寺本振透編「クラウド時代の法律実務」115頁(白石弘美「クラウド・コンピューティングと個人情報保護」)では,情報が切片化されて分散管理される場合について,クラウド事業者のデータ保管・管理方法次第では,容易照合性が失われる場合があるとしている*3


実務でよく参照されているのは経済産業省個人情報の保護に関する法律についての経済産業分野を対象とするガイドライン」である。このガイドラインに関するQ&A*4では,「容易に」について,次のようなQAがある。

Q:事業者の取扱部門ごとにデータベースがあり,他の取扱部門のデータベースへのアクセスが,規程上・運用上厳格に禁止されている場合,「容易に照合することができ」るといえますか?

A:(略)厳格に禁止されている場合であっても,双方の取扱部門を統括すべき立場の者等が双方のデータベースにアクセス可能な場合は,当該事業者にとって「容易に照合することができ」る状態にあると考えられます。
ただし,経営者,データベースのシステム担当者などを含め社内の誰もが(略)禁止されている状態であれば,「容易に照合することができ」るとはいえないものと考えられます。


これをざっとまとめると,「容易」かどうかは,社内のデータだけでなくとも,社外のデータであっても突合することで特定できれば,「容易」であるといえるが,社内のデータであっても,厳格に分離,制限されていれば「容易」とはいえない,ということになる。


この微妙な状況について切り込んでいるのは,森亮二「パーソナルデータの匿名化をめぐる議論」(ジュリスト2014年3月号25頁)である。少々長いが引用する。

事業者の内部にある情報の照合が困難ということは,本来,事業者の視点でなされるべき容易照合性の判断が,従業員の視点でなされているのではないか,との疑問がある。

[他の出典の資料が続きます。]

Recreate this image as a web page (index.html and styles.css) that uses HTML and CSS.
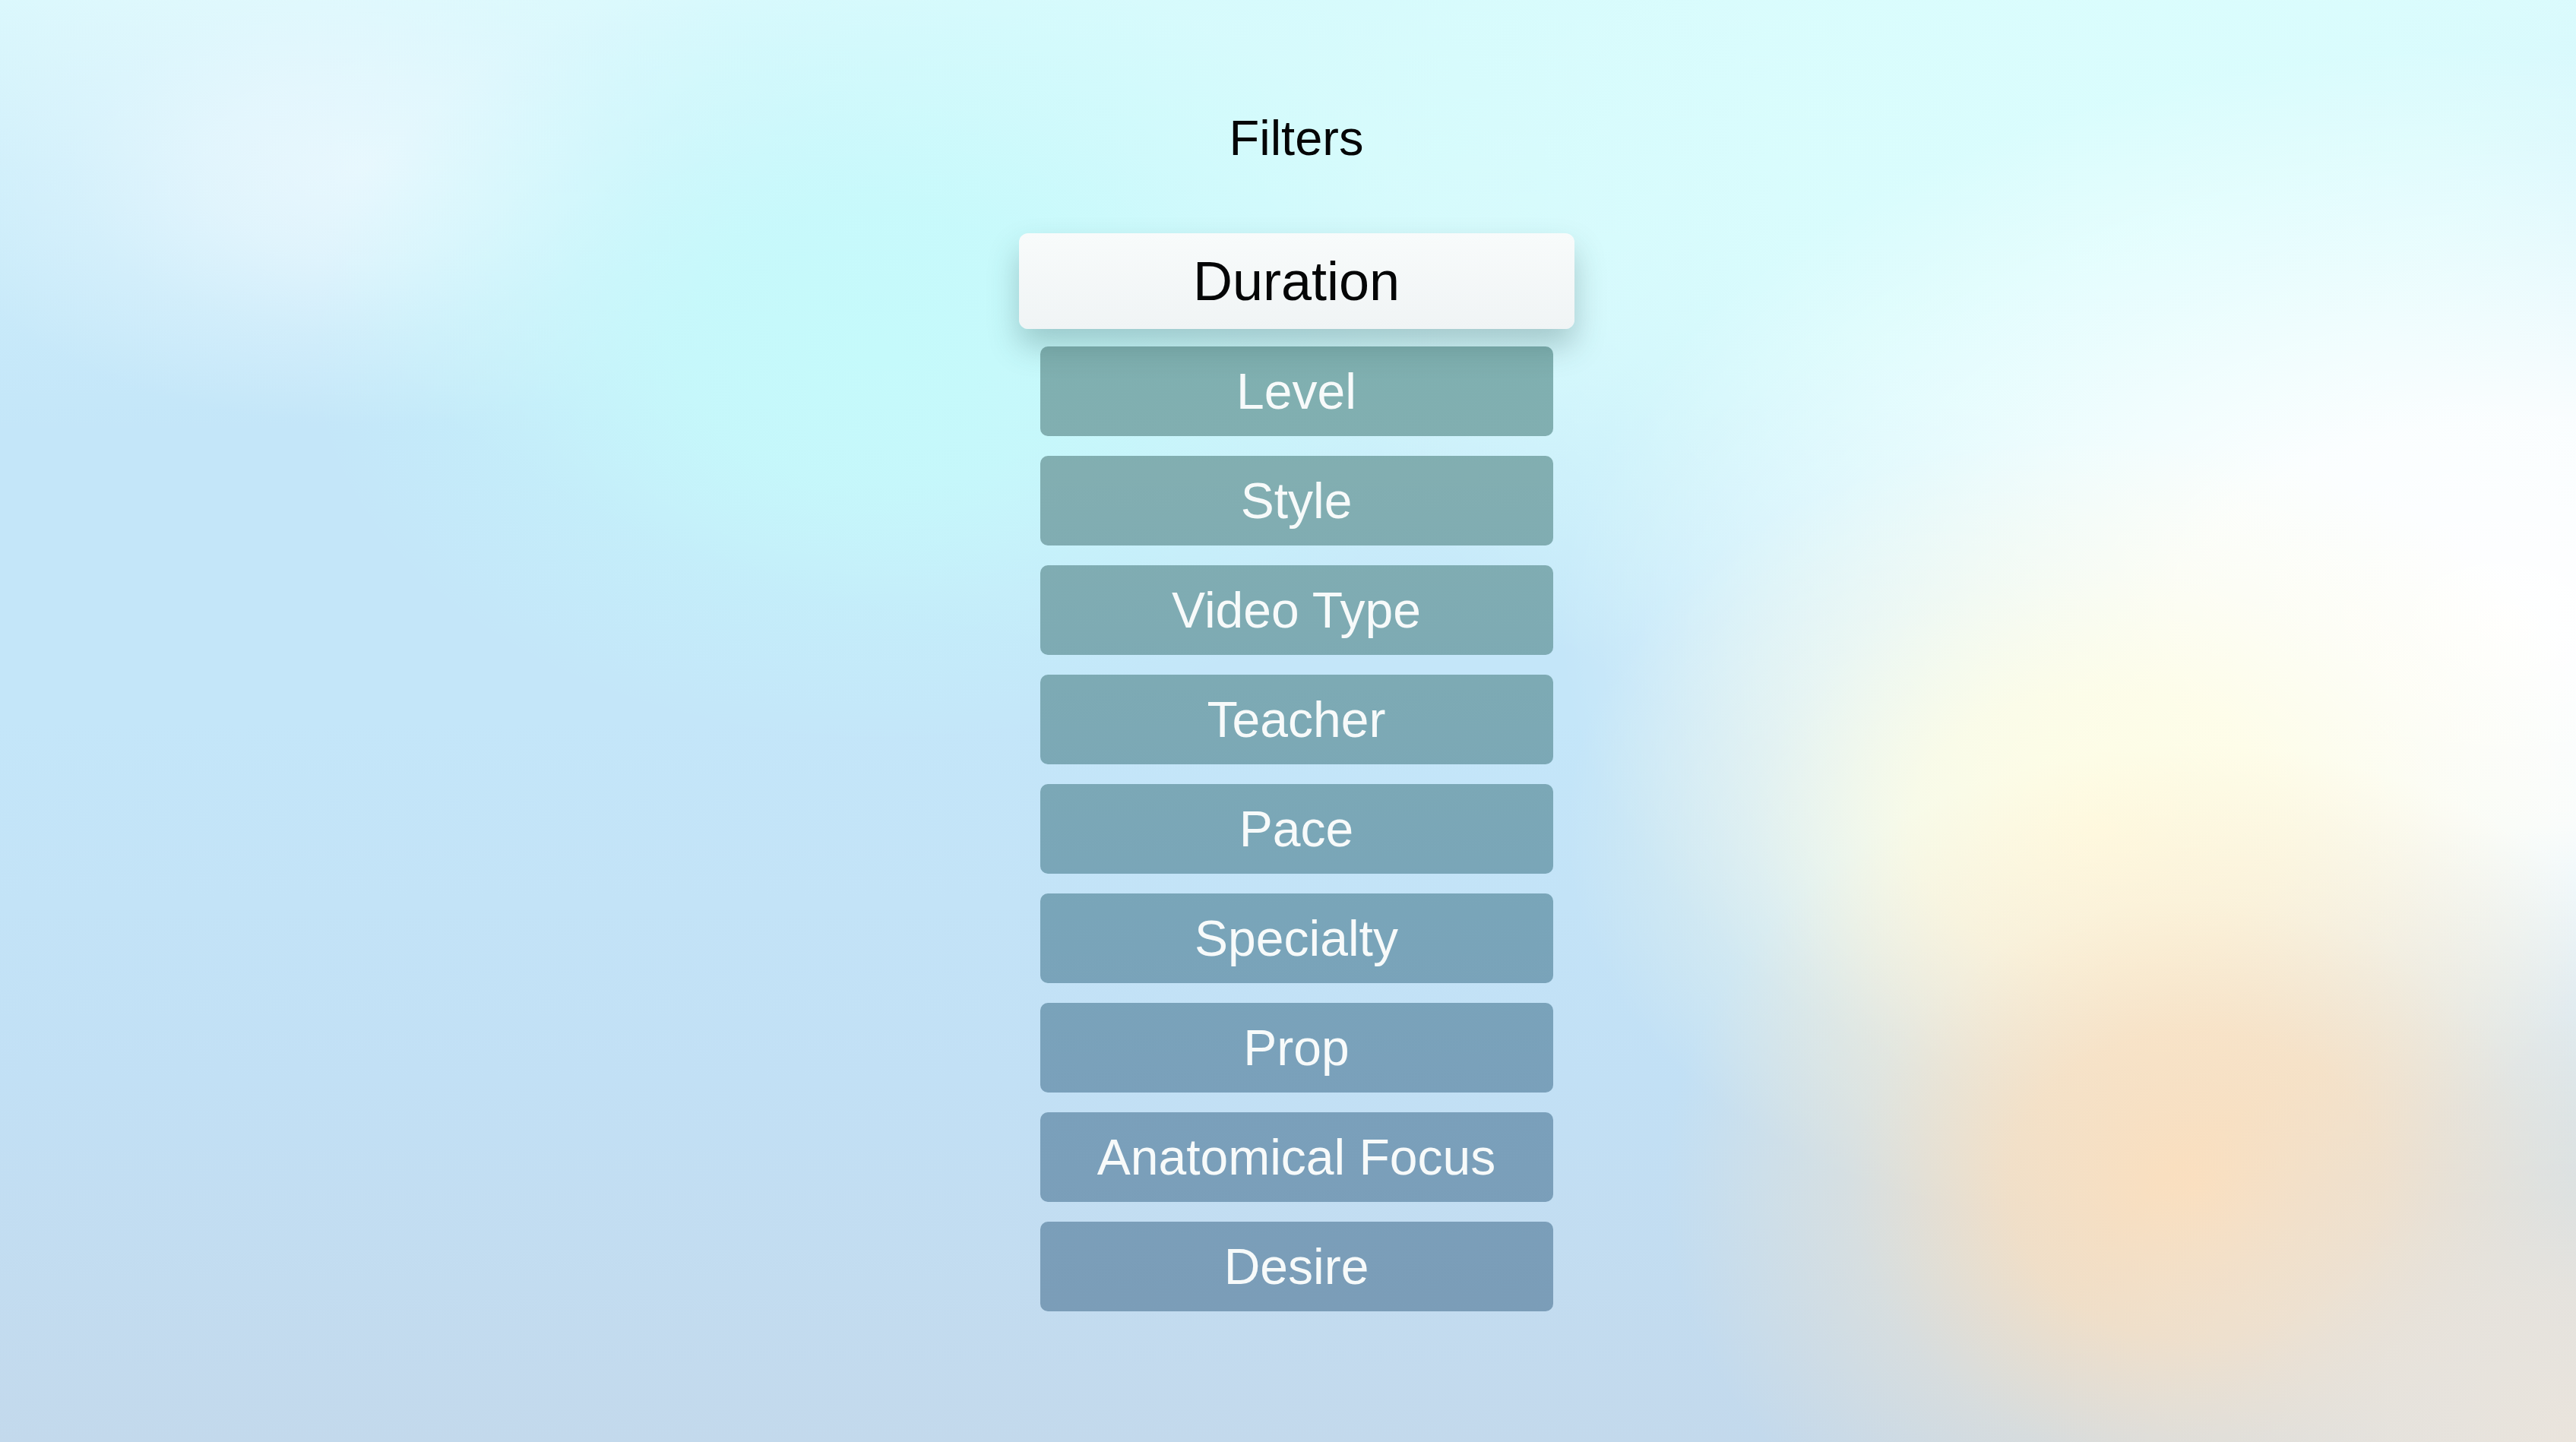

また,「事業者内情報の容易照合性」が果たして匿名化の基準として使えるか,という点にある。事業者内にある情報である以上,照合が不可能である状況は想定しがたく,「照合は不可能ではないが容易ではないようになっている」という微妙な状況が匿名化の基準であることになる。また,照合を禁止する手段は社内規定とその運用によることとなるが,その場合,容易照合性の有無について外部から検証することは困難であり,運用実態に関する証拠は,事業者の自己申告のみということになる。これでは消費者(本人)の納得を得ることは難しく,結局のところ,事業者内の「他の情報」について容易照合性がないことを理由とする匿名化は,理論的には可能であっても現実的には困難であることになる。


確かに,理論的には,「当社では,表1のマスタデータと,表2の履歴データは,社内で適切に分離して管理していますので,容易照合性はなく,表2は個人情報ではありません。」などと言われても,それを確認する術がない。内部のルールの変更可能性まで含めれば,基本的に同一事業者内にて分離されていても,原則として「容易」に照合できると考えるべきであろう。

*1:園部逸夫編「個人情報保護法の解説[改訂版]49頁も概ね同様。

*2:同じく鈴木先生は松本恒雄ら編「電子商取引法」の「第8章 個人情報の保護」250頁において「『容易に』とは,他社等に問い合わせることなく社内のデータベース等や広く公開されている情報などとマッチングできる状態をいう。」とする。